Trois recettes de Colombie: le chef Juan Arbelaez retourne à ses racines
Chef télégénique et entrepreneur habile, Juan Arbelaez publie son troisième livre, Recuerdame. Un voyage dans le pays qui l’a vu naître et lui a transmis un certain sens de la persévérance et d’une cuisine qui se partage.
Coriandre, piment, citron vert. Voilà en quelque sorte l’odeur de la Colombie pour Juan Arbelaez. « Ce mélange des trois arômes, coupés sur une planche et mélangés, me fait voyager chez moi. Je ferme les yeux et j’ai l’impression d’avoir 5 ou 6 ans et d’être dans la cuisine à côté de ma mère qui prépare l’aji, cette sauce typique que l’on mange avec beaucoup de plats. Ça me transporte. »
Un retour aux racines, pour ce natif de Bogota. Car avant la télévision (Top Chef, Quotidien…), avant le petit empire de la restauration, il y a une arrivée en France à 18 ans. Un hiver beaucoup trop froid pour la garde-robe emportée. Le cumul de plusieurs boulots. Il y a pas mal d’audace aussi, en demandant de passer l’examen de l’Institut le Cordon Bleu – où il préparait le repas des chefs – le jour où un élève ne s’y présente pas.

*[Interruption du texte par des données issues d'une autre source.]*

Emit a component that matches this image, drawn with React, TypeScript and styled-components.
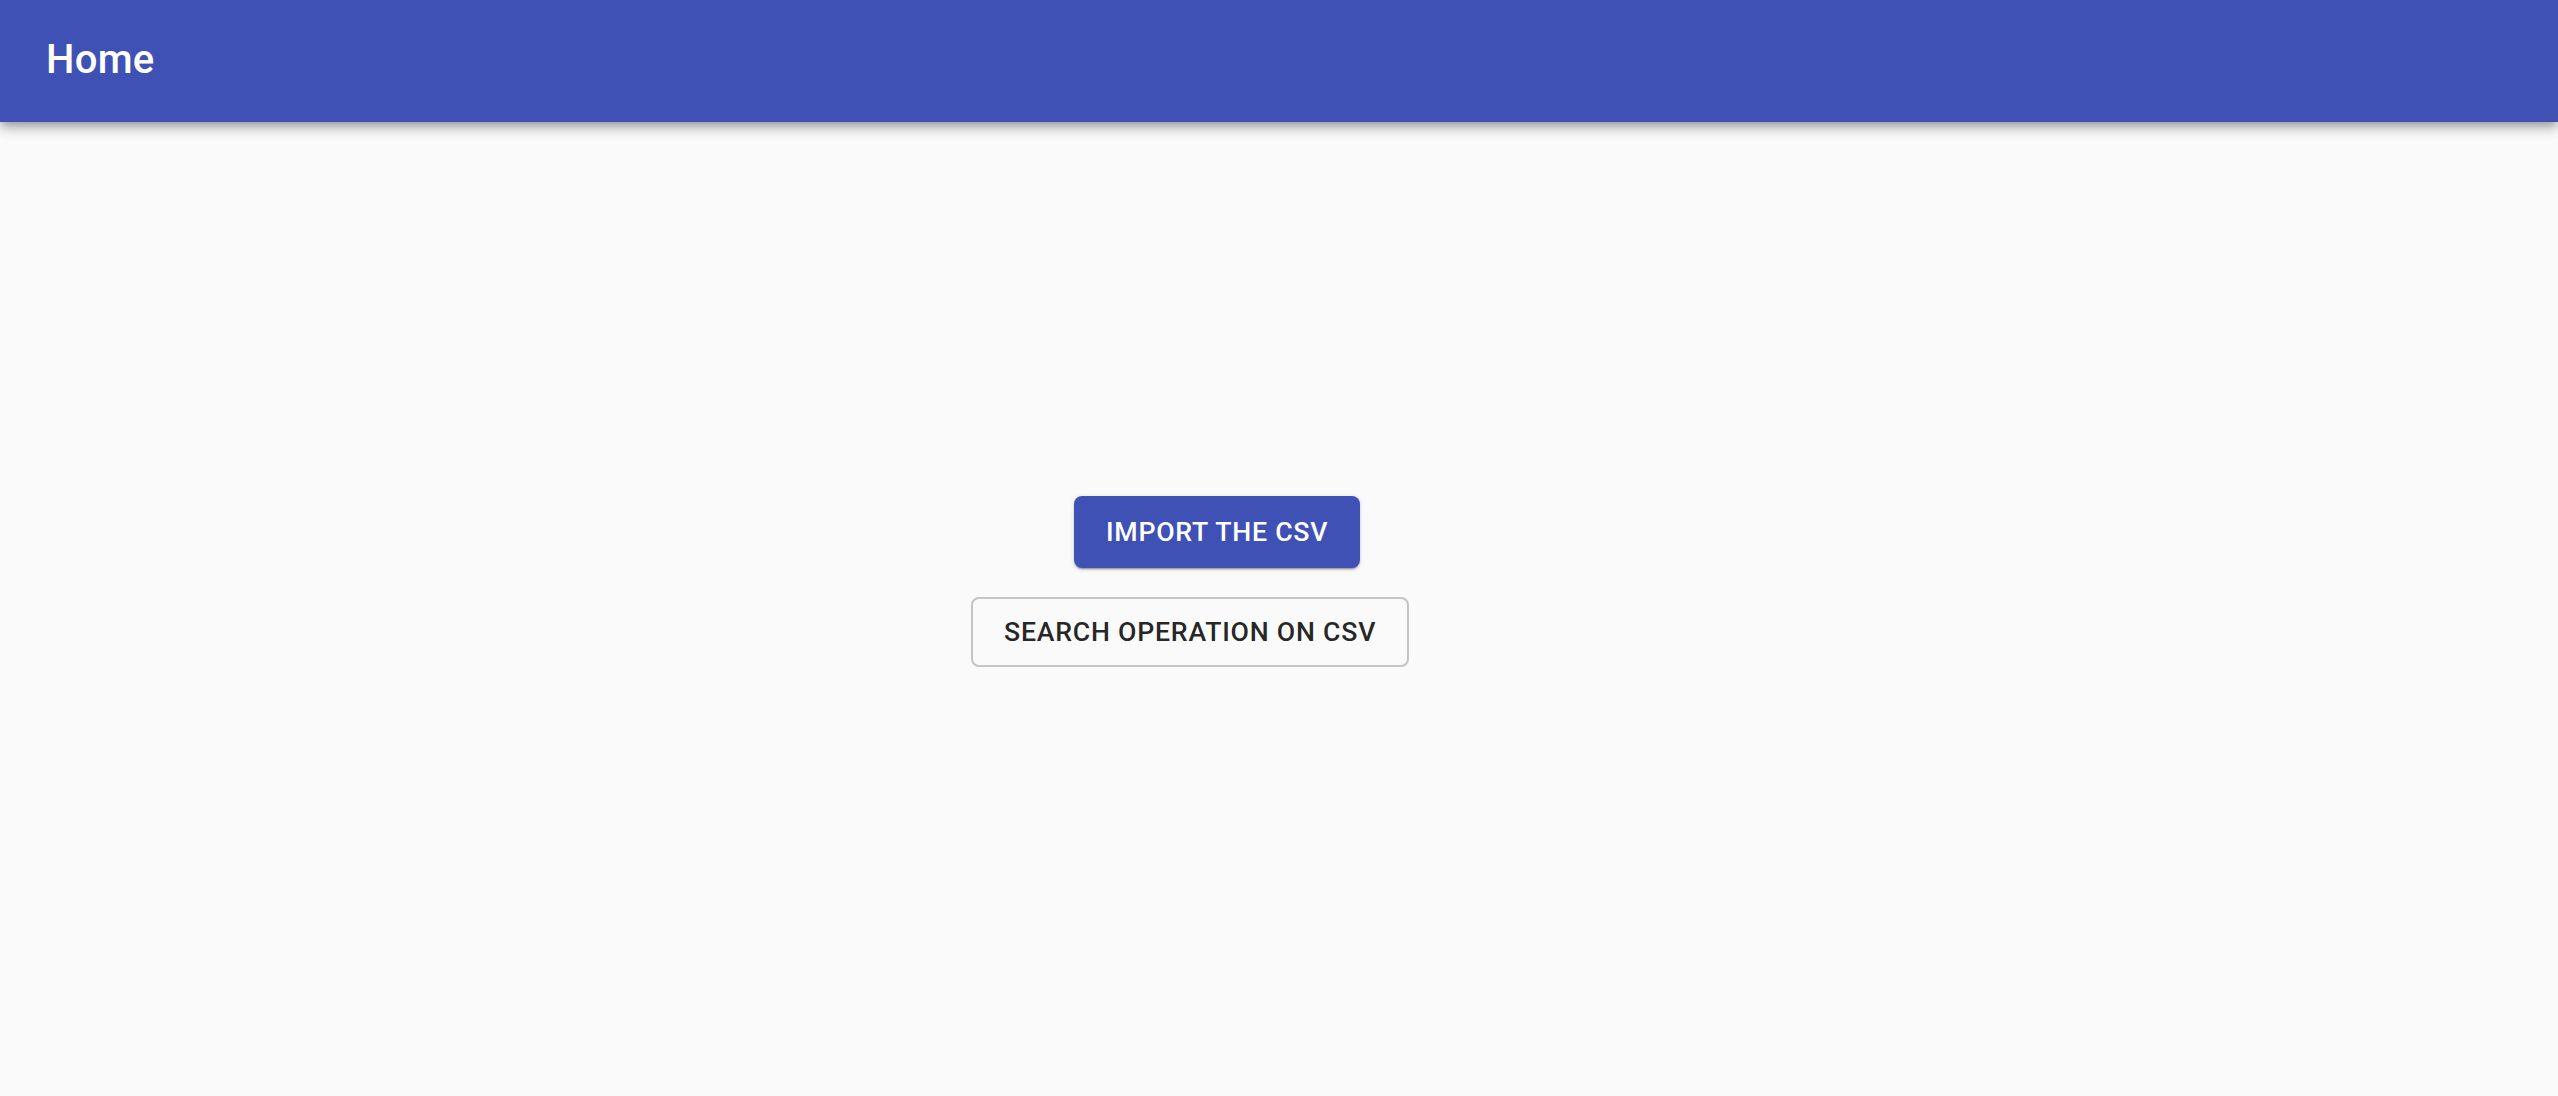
import React from "react";
import styled, { createGlobalStyle } from "styled-components";

const GlobalStyle = createGlobalStyle`
  html, body {
    margin: 0;
    padding: 0;
    background: #fafafa;
    font-family: Roboto, "Liberation Sans", Arial, sans-serif;
  }
  * { box-sizing: border-box; }
`;

const Page = styled.div`
  min-height: 1096px;
  display: flex;
  flex-direction: column;
  background: #fafafa;
`;

const AppBar = styled.header`
  height: 122px;
  background: #3f51b5;
  color: #fff;
  display: flex;
  align-items: center;
  padding: 0 46px 2px;
  box-shadow: 0 4px 8px -2px rgba(0, 0, 0, 0.22), 0 8px 10px 0 rgba(0, 0, 0, 0.15), 0 2px 18px 0 rgba(0, 0, 0, 0.12);
  position: relative;
  z-index: 1;
`;

const Title = styled.h1`
  margin: 0;
  font-family: Roboto, "Liberation Sans", sans-serif;
  font-weight: 500;
  font-size: 40px;
  line-height: 1.6;
  letter-spacing: 0.0075em;
`;

const Actions = styled.main`
  display: flex;
  flex-direction: column;
  align-items: flex-start;
  gap: 29px;
  padding: 374px 0 0 971px;
`;

const Button = styled.button<{ $variant: "contained" | "outlined"; $offset?: number }>`
  font-family: Roboto, "Liberation Sans", sans-serif;
  font-weight: 500;
  font-size: 26.7px;
  letter-spacing: 0.02857em;
  text-transform: uppercase;
  line-height: 1;
  border-radius: 8px;
  cursor: pointer;
  margin-left: ${(p) => p.$offset ?? 0}px;
  ${(p) =>
    p.$variant === "contained"
      ? `
    height: 72px;
    padding: 0 32px;
    background: #3f51b5;
    color: #fff;
    border: none;
    box-shadow: 0 3px 1px -2px rgba(0,0,0,0.2), 0 2px 2px 0 rgba(0,0,0,0.14), 0 1px 5px 0 rgba(0,0,0,0.12);
  `
      : `
    height: 70px;
    padding: 0 31px;
    background: transparent;
    color: rgba(0,0,0,0.87);
    border: 2px solid #c4c4c4;
  `}
`;

export default function App() {
  return (
    <Page>
      <GlobalStyle />
      <AppBar>
        <Title>Home</Title>
      </AppBar>
      <Actions>
        <Button $variant="contained" $offset={103}>Import the CSV</Button>
        <Button $variant="outlined">Search operation on CSV</Button>
      </Actions>
    </Page>
  );
}
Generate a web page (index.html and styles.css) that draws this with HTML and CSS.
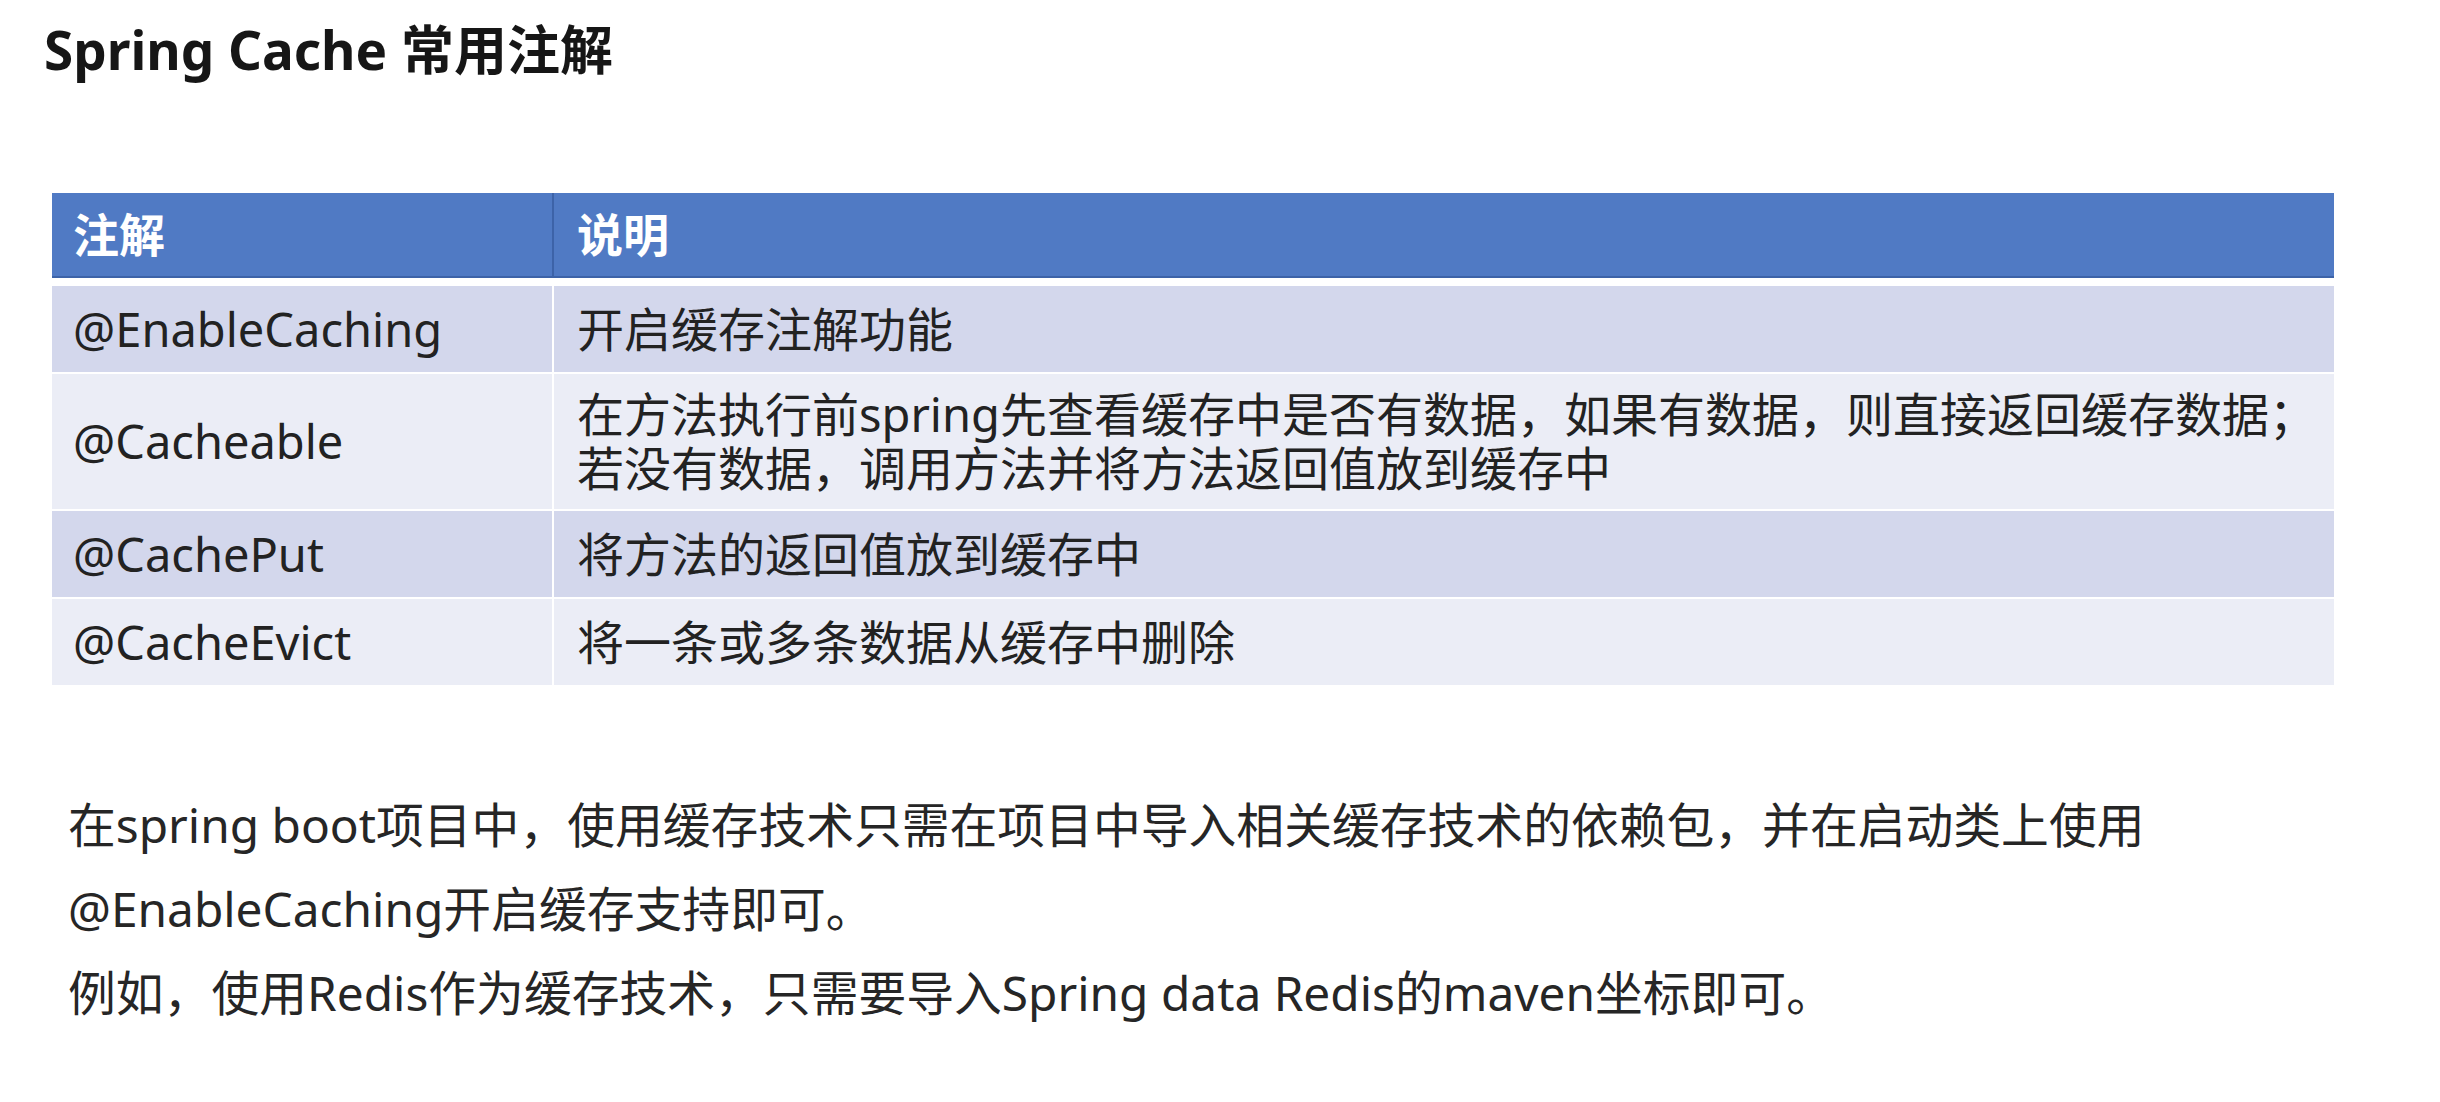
FILE: index.html
```html
<!DOCTYPE html>
<html lang="zh-CN">
<head>
<meta charset="utf-8">
<title>Spring Cache 常用注解</title>
<link rel="stylesheet" href="styles.css">
</head>
<body>
<div class="page">
  <h1 class="title">Spring Cache 常用注解</h1>
  <div class="table">
    <div class="row head">
      <div class="cell c1">注解</div>
      <div class="cell c2">说明</div>
    </div>
    <div class="row dark">
      <div class="cell c1">@EnableCaching</div>
      <div class="cell c2">开启缓存注解功能</div>
    </div>
    <div class="row light tall">
      <div class="cell c1">@Cacheable</div>
      <div class="cell c2">
        <div class="line">在方法执行前spring先查看缓存中是否有数据，如果有数据，则直接返回缓存数据；</div>
        <div class="line">若没有数据，调用方法并将方法返回值放到缓存中</div>
      </div>
    </div>
    <div class="row dark">
      <div class="cell c1">@CachePut</div>
      <div class="cell c2">将方法的返回值放到缓存中</div>
    </div>
    <div class="row light">
      <div class="cell c1">@CacheEvict</div>
      <div class="cell c2">将一条或多条数据从缓存中删除</div>
    </div>
  </div>
  <div class="notes">
    <p>在spring boot项目中，使用缓存技术只需在项目中导入相关缓存技术的依赖包，并在启动类上使用</p>
    <p>@EnableCaching开启缓存支持即可。</p>
    <p>例如，使用Redis作为缓存技术，只需要导入Spring data Redis的maven坐标即可。</p>
  </div>
</div>
</body>
</html>
```

FILE: styles.css
```css
html, body {
  margin: 0;
  padding: 0;
  background: #ffffff;
}

body {
  font-family: "Noto Sans", "Noto Sans CJK SC", sans-serif;
  color: #222222;
}

.page {
  width: 2440px;
  height: 1102px;
  overflow: hidden;
}

.title {
  margin: 20px 0 0 44px;
  font-size: 53px;
  line-height: 60px;
  font-weight: 700;
  color: #161616;
}

.table {
  margin: 113px 0 0 52px;
  width: 2282px;
}

.row {
  display: grid;
  grid-template-columns: 500px 1fr;
  column-gap: 2px;
  margin-top: 2px;
  background: #ffffff;
}

.cell {
  font-size: 47px;
  line-height: 54px;
  padding: 16px 0;
  white-space: nowrap;
  display: flex;
  flex-direction: column;
  justify-content: center;
}

.tall .cell {
  padding-top: 13px;
  padding-bottom: 14px;
}

.line {
  height: 54px;
}

.c1 {
  padding-left: 21px;
}

.c2 {
  padding-left: 23px;
  display: block;
}

.head {
  margin-top: 0;
  margin-bottom: 8px;
  background: #3d63a8;
  border-bottom: 2px solid #3d63a8;
}

.head .cell {
  background: #507ac4;
  color: #ffffff;
  font-weight: 700;
  font-size: 46px;
  height: 83px;
  padding-top: 0;
  padding-bottom: 0;
  line-height: 83px;
  box-sizing: border-box;
}

.dark .cell {
  background: #d3d7ec;
}

.light .cell {
  background: #ebedf6;
}

.notes {
  margin: 98px 0 0 68px;
  font-size: 47.8px;
  line-height: 84px;
  color: #262626;
}

.notes p {
  margin: 0;
}
```
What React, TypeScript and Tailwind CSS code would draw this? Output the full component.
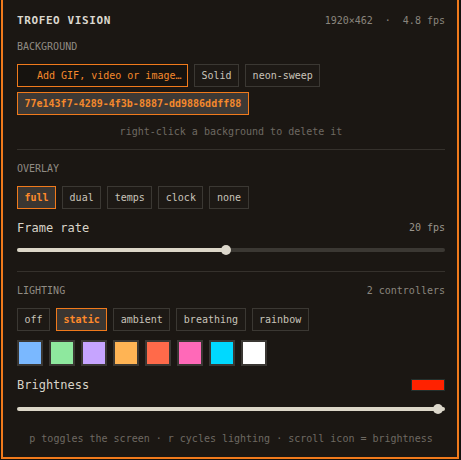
import { useState } from 'react'

const bgOptions = ['Solid', 'neon-sweep']
const overlays = ['full', 'dual', 'temps', 'clock', 'none']
const modes = ['off', 'static', 'ambient', 'breathing', 'rainbow']
const swatches = [
  '#7ab8ff',
  '#8ee89e',
  '#c6a4ff',
  '#ffb454',
  '#ff6a4a',
  '#ff69b8',
  '#00d9ff',
  '#ffffff',
]

function Chip({
  label,
  active,
  onClick,
}: {
  label: string
  active?: boolean
  onClick?: () => void
}) {
  return (
    <button
      onClick={onClick}
      className={
        active
          ? 'h-[23px] px-[6.5px] whitespace-nowrap border border-[#f07a1c] bg-[#3a3632] text-[#ff8a2a] font-bold text-[10px] leading-none'
          : 'h-[23px] px-[6.5px] whitespace-nowrap border border-[#3b3833] bg-[#1d1915] text-[#c9c4ba] text-[10px] leading-none'
      }
    >
      {label}
    </button>
  )
}

function Slider({ pct, full }: { pct: number; full?: boolean }) {
  // thumb travels between r and width - r, like a native range input
  const left = `calc(7px + (100% - 14px) * ${pct / 100})`
  return (
    <div className="relative h-[10px] flex items-center">
      <div className="w-full h-[4px] rounded-full bg-[#3b3833] overflow-hidden">
        <div
          className="h-full bg-[#dcd7c8]"
          style={{ width: full ? '100%' : left }}
        />
      </div>
      <div
        className="absolute top-0 w-[10px] h-[10px] -ml-[5px] rounded-full bg-[#dcd7cb]"
        style={{ left }}
      />
    </div>
  )
}

export default function App() {
  const [overlay, setOverlay] = useState('full')
  const [mode, setMode] = useState('static')

  return (
    <div
      className="w-[461px] h-[460px] bg-[#13110e] overflow-hidden"
      style={{ fontFamily: '"DejaVu Sans Mono", "Liberation Mono", monospace' }}
    >
      <div className="ml-[1px] w-[458px] h-[459px] border-x-2 border-b-2 border-[#f07a1c] bg-[#1b1713] pl-[14px] pr-[12px] pt-[13px] flex flex-col">
        {/* header */}
        <div className="flex items-center justify-between leading-[16px]">
          <span className="text-[11px] font-bold tracking-[0.6px] text-[#dcd8cf]">
            TROFEO VISION
          </span>
          <span className="flex gap-3 text-[10px] text-[#8a857d]">
            <span>1920×462</span>
            <span>·</span>
            <span>4.8 fps</span>
          </span>
        </div>

        {/* background */}
        <div className="mt-[11px] text-[10px] leading-[14px] text-[#908b83]">
          BACKGROUND
        </div>
        <div className="mt-[10px] flex gap-[6px]">
          <button className="h-[23px] w-[171px] pl-[19px] pr-[4px] text-left whitespace-nowrap overflow-hidden border border-[#f07a1c] bg-[#16130f] text-[#f5892c] text-[10px] leading-none">
            Add GIF, video or image…
          </button>
          {bgOptions.map(o => (
            <Chip key={o} label={o} />
          ))}
        </div>
        <div className="mt-[5px] flex">
          <span className="h-[23px] px-[6.5px] flex items-center whitespace-nowrap border border-[#f07a1c] bg-[#3d3935] text-[#f5892c] text-[10px] font-semibold">
            77e143f7-4289-4f3b-8887-dd9886ddff88
          </span>
        </div>
        <div className="mt-[10px] text-center text-[10px] leading-[14px] text-[#6e6962]">
          right-click a background to delete it
        </div>

        <div className="mt-[10px] h-px bg-[#35312c]" />

        {/* overlay */}
        <div className="mt-[12px] text-[10px] leading-[14px] text-[#908b83]">
          OVERLAY
        </div>
        <div className="mt-[10px] flex gap-[6px]">
          {overlays.map(o => (
            <Chip
              key={o}
              label={o}
              active={overlay === o}
              onClick={() => setOverlay(o)}
            />
          ))}
        </div>
        <div className="mt-[11px] flex items-center justify-between leading-[16px]">
          <span className="text-[12px] text-[#d8d3c8]">Frame rate</span>
          <span className="text-[10px] text-[#9a958c]">20 fps</span>
        </div>
        <div className="mt-[9px]">
          <Slider pct={48.7} />
        </div>

        <div className="mt-[16px] h-px bg-[#35312c]" />

        {/* lighting */}
        <div className="mt-[12px] flex items-center justify-between text-[10px] leading-[14px]">
          <span className="text-[#908b83]">LIGHTING</span>
          <span className="text-[#8a857d]">2 controllers</span>
        </div>
        <div className="mt-[10px] flex gap-[6px]">
          {modes.map(m => (
            <Chip
              key={m}
              label={m}
              active={mode === m}
              onClick={() => setMode(m)}
            />
          ))}
        </div>
        <div className="mt-[9px] flex gap-[6px]">
          {swatches.map(c => (
            <button
              key={c}
              className="w-[26px] h-[26px] border-2 border-[#3a3733]"
              style={{ background: c }}
            />
          ))}
        </div>
        <div className="mt-[11px] flex items-center justify-between leading-[16px]">
          <span className="text-[12px] text-[#d8d3c8]">Brightness</span>
          <span className="w-[34px] h-[12px] border border-[#22302d] bg-[#ff2200]" />
        </div>
        <div className="mt-[11px]">
          <Slider pct={100} full />
        </div>

        <div className="mt-[18px] text-center text-[10px] leading-[14px] text-[#6e6962]">
          p toggles the screen · r cycles lighting · scroll icon = brightness
        </div>
      </div>
    </div>
  )
}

Ou plus tard, en appelant Weimar Gomez, chef colombien alors en poste au George V, à Paris.
Une cuisine colombienne intense et colorée
Beaucoup de culot, encore plus de travail. « Il m’a donné cette grosse opportunité de pouvoir travailler dans des palaces. Mais si le fait d’être Colombien a créé un lien de sympathie, derrière, il fallait travailler le double pour montrer que ma place, je la méritais », se souvient celui qui insiste, dans un pays d’accueil qui célèbre surtout les succès, sur l’existence « de nombreux échecs et de coups durs ».
Il s’était fixé comme objectif d’ouvrir un restaurant avant ses 40 ans. Il a aujourd’hui 35 ans et dix ouvertures derrière lui. Pourtant, il faudra attendre Bazurto, inauguré en 2021 du côté de Saint-Germain-des-Prés (puis également à Tignes), pour voir la première carte 100% colombienne du chef. « Il fallait du temps. Je suis parti de Colombie et j’ai voulu apprendre la cuisine française ici. Je me suis retrouvé face à plein d’univers, à plein de pays, de cultures et de racines différentes. Je trouvais ça génial, et avec le temps, je revenais petit à petit chez moi. De plus en plus avec le mal du pays, aussi. A un moment, je me suis senti la maturité suffisante pour pouvoir faire un mix de tout ce que j’avais appris et de tout ce qui m’avait créé, qui est cette Colombie intense et colorée. »
Un livre comme compagnon de voyage
Cette énergie si particulière de son pays natal, c’est elle qu’il a voulu raconter dans Recuerdame. « Ce n’est pas juste un livre de recettes. C’est un premier compagnon de voyage en Colombie ; des paysages, des artisans, des artistes, de la danse, des histoires. C’est aussi Comuna 13, cet endroit qui était le plus dangereux au monde il y a quinze ans et où, aujourd’hui, on peut se balader tranquillement en découvrant une palette absolument incroyable d’artistes, graffeurs. »
Une histoire de passion et d’endurance qui fait écho à son parcours. On y retrouve à la fois la superbe adresse à ne pas manquer lors d’un voyage en Colombie et les bons gestes pour réussir ses empanadas. Celui qui a hérité son intense envie de cuisiner de sa mère et son grand-père transmet à son tour. « C’était un grand rêveur, un mec qui pensait que tout était possible avec l’envie, le travail acharné et je pense que ça, il me l’a transmis. On voit ma maman sur des photos au marché avec moi, mais lui, il est partout dans ce livre. D’ailleurs, il s’appelle Recuerdame, ça veut dire « souviens-toi de moi ». C’est aussi pour me souvenir un peu de lui. Se souvenir d’où l’on vient, de cette famille, de ces racines, de ce pays qui m’a formé et m’a endurci. »
Recuerdame, Carnet de cuisine de Colombie, par Juan Arbelaez, éditions First, 336 pages.